Les Sud-Coréens sont très bien représentés sur le salon. Hanwha, qui a vendu des pièces d’artillerie à la Pologne, la Norvège, la Finlande et l’Estonie, signe avec la Roumanie pour 54 canons K9 Thunder. Hyundai, qui a vendu plusieurs centaines de chars K2 à la Pologne, continue de négocier avec la Roumanie, où l’engin a été présenté en mai, pour un projet de 300 blindés. Sur le stand de ce dernier, un intéressant concept de char du futur qui lance la réflexion là où le MGCS franco-allemand reste bien discret : motorisation hydrogène, robotisation, furtivité… Autant de pistes à creuser.

Le FAMOUS2, projet FED porté par Patria, annonce un transport de troupe blindé capable de manœuvrer sur des terrains extrêmes. (©Patria)

Occuper les niches

Le Finlandais Patria a de son côté présenté son projet FAMOUS2, financé par le fonds européen de défense, dans sa sélection de 2021. Il vise à développer un blindé de haute mobilité. Le concept mis en avant revendique une capacité à se déplacer efficacement sur des terrains glacés ou marécageux, pour un coût qui doit rester abordable.

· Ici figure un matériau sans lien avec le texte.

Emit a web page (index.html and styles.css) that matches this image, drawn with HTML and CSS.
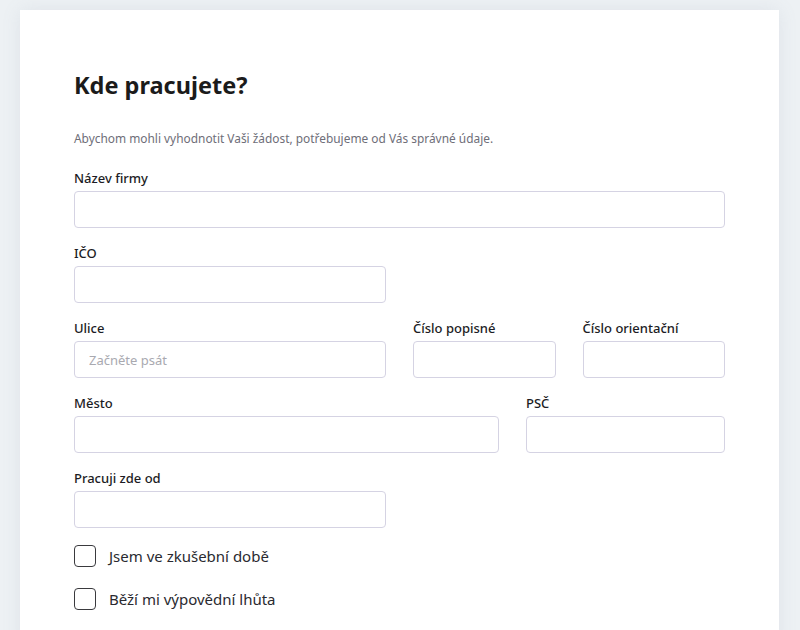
FILE: index.html
```html
<!DOCTYPE html>
<html lang="cs">
<head>
<meta charset="utf-8">
<title>Kde pracujete?</title>
<link rel="stylesheet" href="styles.css">
</head>
<body>
<main class="card">
  <h1 class="title">Kde pracujete?</h1>
  <p class="subtitle">Abychom mohli vyhodnotit Vaši žádost, potřebujeme od Vás správné údaje.</p>
  <form class="form">
    <div class="field span-12">
      <label class="label">Název firmy</label>
      <input class="input" type="text">
    </div>
    <div class="field span-6">
      <label class="label">IČO</label>
      <input class="input" type="text">
    </div>
    <div class="field row-start-6">
      <label class="label">Ulice</label>
      <input class="input" type="text" placeholder="Začněte psát">
    </div>
    <div class="field span-3">
      <label class="label">Číslo popisné</label>
      <input class="input" type="text">
    </div>
    <div class="field span-3">
      <label class="label">Číslo orientační</label>
      <input class="input" type="text">
    </div>
    <div class="field span-8">
      <label class="label">Město</label>
      <input class="input" type="text">
    </div>
    <div class="field span-4">
      <label class="label">PSČ</label>
      <input class="input" type="text">
    </div>
    <div class="field span-6">
      <label class="label">Pracuji zde od</label>
      <input class="input" type="text">
    </div>
  </form>
  <div class="checks">
    <label class="check"><span class="box"></span><span class="check-text">Jsem ve zkušební době</span></label>
    <label class="check"><span class="box"></span><span class="check-text">Běží mi výpovědní lhůta</span></label>
  </div>
</main>
</body>
</html>
```

FILE: styles.css
```css
* { box-sizing: border-box; }
html, body { margin: 0; padding: 0; }
body {
  background: #edf1f4;
  font-family: "Noto Sans", "Open Sans", "DejaVu Sans", sans-serif;
  color: #1d1d1f;
  padding: 10px 21px 0 20px;
  height: 630px;
  overflow: hidden;
}
.card {
  background: #ffffff;
  box-shadow: 0 0 18px rgba(120, 135, 160, 0.12);
  padding: 58px 54px 40px 54px;
  min-height: 640px;
}
.title {
  margin: 0;
  font-size: 23.5px;
  line-height: 34px;
  font-weight: 700;
  color: #1b1b1b;
}
.subtitle {
  margin: 26px 0 0;
  font-size: 11.9px;
  line-height: 20px;
  color: #6e6e78;
}
.form {
  margin-top: 21px;
  display: grid;
  grid-template-columns: repeat(12, minmax(0, 1fr));
  column-gap: 27px;
  row-gap: 16px;
}
.field { display: flex; flex-direction: column; min-width: 0; }
.span-12 { grid-column: span 12; }
.span-8 { grid-column: span 8; }
.span-6 { grid-column: span 6; }
.span-4 { grid-column: span 4; }
.span-3 { grid-column: span 3; }
.row-start-6 { grid-column: 1 / span 6; }
.label {
  font-size: 13px;
  line-height: 18px;
  font-weight: 500;
  color: #1c1c24;
  margin-bottom: 4px;
  white-space: nowrap;
}
.input {
  width: 100%;
  height: 37px;
  border: 1px solid #d5d3e3;
  border-radius: 4px;
  padding: 0 14px;
  font-family: inherit;
  font-size: 13px;
  color: #222;
  background: #fff;
  outline: none;
}
.input::placeholder { color: #a9a9b0; }
.checks {
  margin-top: 17px;
  display: flex;
  flex-direction: column;
  gap: 21px;
}
.check {
  display: flex;
  align-items: center;
  gap: 13px;
  font-size: 15px;
  color: #2a2a30;
}
.box {
  width: 22px;
  height: 22px;
  border: 1.5px solid #3a3a3e;
  border-radius: 4px;
  flex: none;
}
```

Techniquement : la quête de masse

Le retour des poids lourds

L’une des tendances marquantes est la prise de masse des véhicules blindés, chez les fabricants de toutes origines. Qu’il s’agisse du tout nouveau MAV’RX du français Arquus, de l’ARX NS-II de l’émirien TAG Dynamics ou de l’AMPV du britannique BAE Systems, tous ont significativement augmenté en taille par rapport aux générations précédentes d’engins. Des blindés qui auront plus de mal à manœuvrer en ville et qui sont plutôt destinés à des affrontements de haute intensité. « La taille des blindés raconte ce que sont les besoins d’emport, explique le général Pierre Schill, chef d’état-major de l’armée de terre, à B2. Nos demandes sont d’embarquer des groupes de dix soldats, avec un armement de plus en plus lourd et volumineux. Il faut ajouter le besoin de protection. »

Vers un retour des chars français ?

Autre signal de durcissement, KNDS France se montre ambitieux et optimiste sur les projets de chars, longtemps marginalisés. L’industriel espère désormais positionner une version « Evolution » du Leclerc pour la décennie 2030, en attendant le MGCS. Le chef d’état-major de l’armée de terre manifeste de son côté un intérêt pour une telle approche, à condition qu’elle soit particulièrement efficiente en termes de coûts. Il compte de plus sur un intérêt des Emirats Arabes Unis, pour contribuer à moderniser ce matériel. KNDS propose également un nouveau modèle de canons, l’Askalon, qui a été testé juste avant le salon et permet un changement de tube en 30 minutes. De quoi alléger la logistique et offrir une flexibilité entre des modèles 120, 130 et 140mm.

Un monde de drones…

Les drones sont toujours plus nombreux, d’édition en édition. Avec comme spécificité une très grande variété de concepts. Sébastien Lecornu a signé un « pacte drones aériens de défense » qui permet la constitution d’une équipe chargée de coordonner les solutions pour la gamme de moins de 150 kilos. Tout l’enjeu est d’« identifier les briques technologiques spécifiques aux besoins de défense », selon une note d’orientation industrielle dédiée. Le général Schill remarque ainsi qu’il faut se méfier de l’effet Ukraine et distinguer ce qui est contextuel, générant un avantage tactique temporaire sur ce champ de bataille très spécifique, de ce qui est structurel et implique des évolutions durables. La DGA a également attribué un marché à KNDS Ammo France et Delair pour la fourniture des futures MTO CP, les munitions téléopérées de courte portée, pour 460 munitions et 115 segments sol.

… et de robots

Les robots terrestres aussi, sont présents chez de plus en plus de fabricants. La stratégie de l’estonien Milrem et de son désormais incontournable THeMIS consiste à multiplier les partenariats avec d’autres fabricants pour diversifier l’offre et l’adapter aux besoins des clients nationaux. Une coopération de ce type est engagée avec KNDS France, qui développe des charges dédiées à embarquer sur une base de THeMIS. Le général Schill note de son côté qu’à moyen terme, lorsque ces technologies seront mures, elles pourraient occuper une place encore plus importante sur le champ de bataille que celle des drones, qui seront de plus en plus neutralisés par la multiplication des systèmes de défense sol-air.